We using a Binary Cross Entropy, it a standard in binary clasification

In [None]:
def compute_cost(X, y, pesos, sesgo):
    """
    Binary cross-entropy loss
    """
    num_ejemplos = X.shape[0]
    z = X @ pesos + sesgo
    predicciones = sigmoid(z)
    
    epsilon = 1e-8  # numerical stability
    costo = -(1/num_ejemplos) * np.sum(
        y * np.log(predicciones + epsilon) +
        (1 - y) * np.log(1 - predicciones + epsilon)
    )
    return costo

This funtion penalizes heavily:
- False negatives (risk not detected)
- False predictions very relible but incorrects

## Gradient Computation

In [None]:
def compute_gradients(X, y, pesos, sesgo):
    """
    Compute gradients of cost w.r.t w and b
    """
    num_ejemplos = X.shape[0]
    predicciones = sigmoid(X @ pesos + sesgo)
    
    grad_pesos = (1/num_ejemplos) * (X.T @ (predicciones - y))
    grad_sesgo = (1/num_ejemplos) * np.sum(predicciones - y)
    
    return grad_pesos, grad_sesgo



## Gradient Descent Training Loop

In [None]:
def gradient_descent(X, y, tasa_aprendizaje=0.01, iteraciones=2000):
    """
    Train logistic regression using gradient descent
    """
    num_ejemplos, num_features = X.shape
    pesos = np.zeros(num_features)
    sesgo = 0.0
    
    historial_costo = []
    
    for i in range(iteraciones):
        grad_pesos, grad_sesgo = compute_gradients(X, y, pesos, sesgo)
        
        pesos -= tasa_aprendizaje * grad_pesos
        sesgo -= tasa_aprendizaje * grad_sesgo
        
        if i % 50 == 0:
            costo = compute_cost(X, y, pesos, sesgo)
            historial_costo.append(costo)
    
    return pesos, sesgo, historial_costo

- If alpha is near to 0.01, it is a great point to start.
- 1000 - 3000 iterations ensure stable convergence.

## Training the Model

In [None]:
pesos, sesgo, historial_costo = gradient_descent(
    X_train, y_train,
    tasa_aprendizaje=0.01,
    iteraciones=2500
)

print("Final weights:", pesos)
print("Final bias:", sesgo)

## Convergence Visualization

In [None]:
import matplotlib.pyplot as plt

plt.figure(figsize=(6,4))
plt.plot(historial_costo)
plt.xlabel("Iterations (x50)")
plt.ylabel("Cost (Binary Cross-Entropy)")
plt.title("Training Loss Convergence")
plt.grid(True)
plt.show()

- When we can get a slowly decrease, the GD is stable.
- Not oscillations means learning rate is great.
- If the model get a convergence means the model learned a reasonable border.

## Prediction Function

In [None]:
def predict(X, pesos, sesgo, umbral=0.5):
    """
    Predict class labels using learned parameters
    """
    probabilidades = sigmoid(X @ pesos + sesgo)
    return (probabilidades >= umbral).astype(int)

## Model Evaluation

In [None]:
def classification_metrics(y_real, y_pred):
    exactitud = np.mean(y_real == y_pred)
    
    tp = np.sum((y_real == 1) & (y_pred == 1))
    fp = np.sum((y_real == 0) & (y_pred == 1))
    fn = np.sum((y_real == 1) & (y_pred == 0))
    
    precision = tp / (tp + fp + 1e-8)
    recall = tp / (tp + fn + 1e-8)
    f1 = 2 * precision * recall / (precision + recall + 1e-8)
    
    return exactitud, precision, recall, f1

In [None]:
y_train_pred = predict(X_train, pesos, sesgo)
y_test_pred = predict(X_test, pesos, sesgo)

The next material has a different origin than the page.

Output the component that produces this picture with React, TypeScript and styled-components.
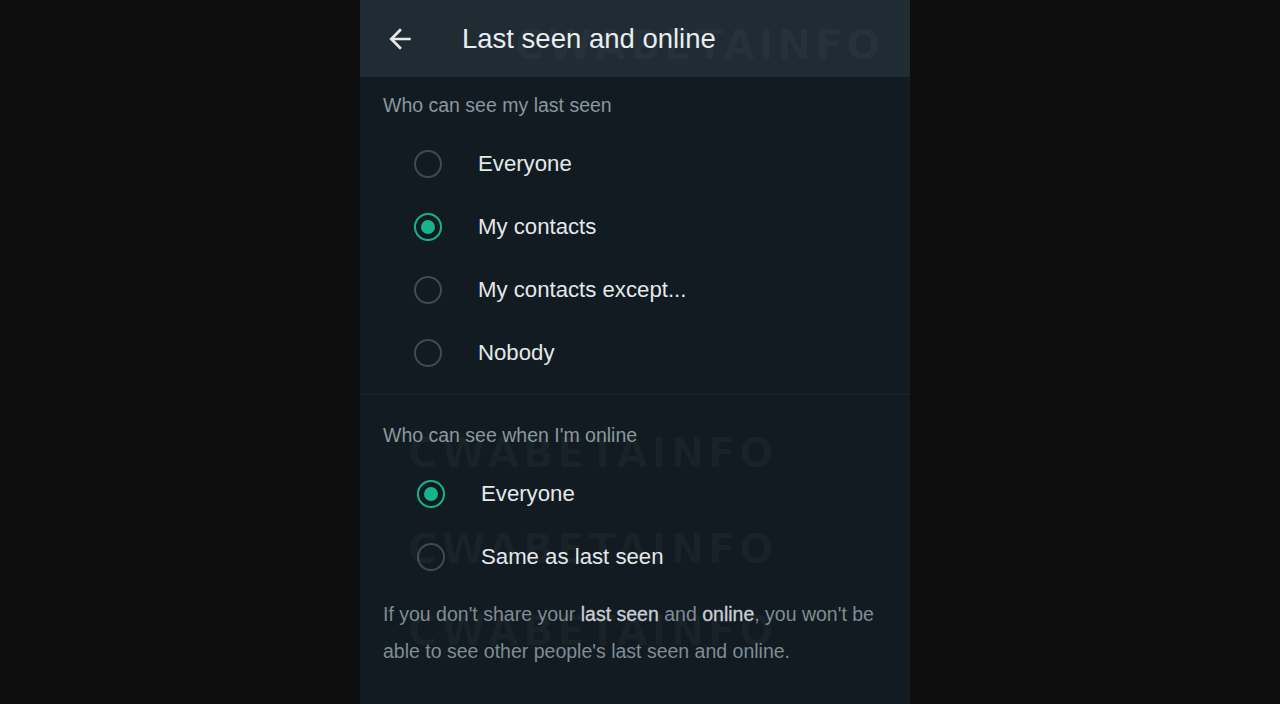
import React from "react";
import styled, { createGlobalStyle } from "styled-components";

const Global = createGlobalStyle`
  html, body { margin: 0; padding: 0; background: #0e0e0e; }
  body { font-family: "Liberation Sans", Arial, sans-serif; }
  * { box-sizing: border-box; }
`;

const Page = styled.div`
  width: 1280px;
  height: 704px;
  display: flex;
  padding-left: 360px;
  background: #0e0e0e;
  overflow: hidden;
`;

const Phone = styled.div`
  position: relative;
  width: 550px;
  height: 704px;
  background: #111b21;
  display: flex;
  flex-direction: column;
  overflow: hidden;
`;

const Header = styled.header`
  height: 77px;
  flex: none;
  background: #1f2c33;
  display: flex;
  align-items: center;
  padding-left: 24px;
  gap: 46px;
`;

const BackButton = styled.button`
  width: 32px;
  height: 32px;
  padding: 0;
  border: 0;
  background: none;
  color: #e6eaec;
  display: flex;
  align-items: center;
  justify-content: center;
`;

const Title = styled.h1`
  margin: 0;
  font-size: 27.5px;
  font-weight: 400;
  color: #e9edef;
`;

const Section = styled.section<{ $top: number; $bottom: number; $divider?: boolean }>`
  padding: ${(p) => p.$top}px 0 ${(p) => p.$bottom}px;
  border-bottom: ${(p) => (p.$divider ? "1px solid #1b252c" : "none")};
`;

const SectionLabel = styled.div`
  padding-left: 23px;
  font-size: 19.5px;
  line-height: 24px;
  color: #8a979f;
  margin-bottom: 15px;
`;

const Options = styled.div`
  display: flex;
  flex-direction: column;
`;

const Option = styled.label<{ $indent: number }>`
  height: 63px;
  display: flex;
  align-items: center;
  padding-left: ${(p) => p.$indent}px;
  gap: 36px;
  cursor: pointer;
`;

const Radio = styled.span<{ $checked: boolean }>`
  width: 28px;
  height: 28px;
  flex: none;
  border-radius: 50%;
  border: 2.5px solid ${(p) => (p.$checked ? "#15b48c" : "#3f4a51")};
  display: flex;
  align-items: center;
  justify-content: center;
  &::after {
    content: "";
    width: 14px;
    height: 14px;
    border-radius: 50%;
    background: ${(p) => (p.$checked ? "#15b48c" : "transparent")};
  }
`;

const OptionText = styled.span`
  font-size: 22.2px;
  color: #e4e8ea;
`;

const Note = styled.p`
  margin: 8px 0 0;
  padding: 0 30px 0 23px;
  font-size: 19.5px;
  line-height: 37px;
  color: #7f8c94;
  b {
    font-weight: 400;
    color: #c8d0d4;
    -webkit-text-stroke: 0.3px #c8d0d4;
  }
`;

const Watermark = styled.div<{ $x: number; $y: number }>`
  position: absolute;
  left: ${(p) => p.$x}px;
  top: ${(p) => p.$y}px;
  font-family: "DejaVu Sans", sans-serif;
  font-weight: 700;
  font-size: 40px;
  letter-spacing: 4px;
  color: rgba(255, 255, 255, 0.03);
  pointer-events: none;
  white-space: nowrap;
`;

const ArrowBack = () => (
  <svg width="32" height="32" viewBox="0 0 24 24" fill="currentColor">
    <path d="M20 11H7.83l5.59-5.59L12 4l-8 8 8 8 1.41-1.41L7.83 13H20v-2z" />
  </svg>
);

type Opt = { label: string; checked: boolean };

const lastSeen: Opt[] = [
  { label: "Everyone", checked: false },
  { label: "My contacts", checked: true },
  { label: "My contacts except...", checked: false },
  { label: "Nobody", checked: false },
];

const online: Opt[] = [
  { label: "Everyone", checked: true },
  { label: "Same as last seen", checked: false },
];

const OptionList = ({ items, indent }: { items: Opt[]; indent: number }) => (
  <Options>
    {items.map((o) => (
      <Option key={o.label} $indent={indent}>
        <Radio $checked={o.checked} />
        <OptionText>{o.label}</OptionText>
      </Option>
    ))}
  </Options>
);

export default function App() {
  return (
    <>
      <Global />
      <Page>
        <Phone>
          <Header>
            <BackButton aria-label="Back">
              <ArrowBack />
            </BackButton>
            <Title>Last seen and online</Title>
          </Header>
          <Section $top={16} $bottom={10} $divider>
            <SectionLabel>Who can see my last seen</SectionLabel>
            <OptionList items={lastSeen} indent={54} />
          </Section>
          <Section $top={28} $bottom={0}>
            <SectionLabel>Who can see when I'm online</SectionLabel>
            <OptionList items={online} indent={57} />
            <Note>
              If you don't share your <b>last seen</b> and <b>online</b>, you won't be
              able to see other people's last seen and online.
            </Note>
          </Section>
          <Watermark $x={155} $y={22}>CWABETAINFO</Watermark>
          <Watermark $x={48} $y={430}>CWABETAINFO</Watermark>
          <Watermark $x={48} $y={526}>CWABETAINFO</Watermark>
          <Watermark $x={48} $y={608}>CWABETAINFO</Watermark>
        </Phone>
      </Page>
    </>
  );
}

train_metrics = classification_metrics(y_train, y_train_pred)
test_metrics = classification_metrics(y_test, y_test_pred)

print("Train metrics (Acc, Prec, Recall, F1):", train_metrics)
print("Test metrics  (Acc, Prec, Recall, F1):", test_metrics)

## Interpretation

Clinical interpretation of results

- Accuracy: general correctness

- Recall: ability to detect patients with heart disease (critical)

- Precision: reliability of positive predictions

- F1: balance between false positives and false negatives

In medical risk prediction, recall is often more important than accuracy, as missing a high-risk patient is more costly than a false alarm.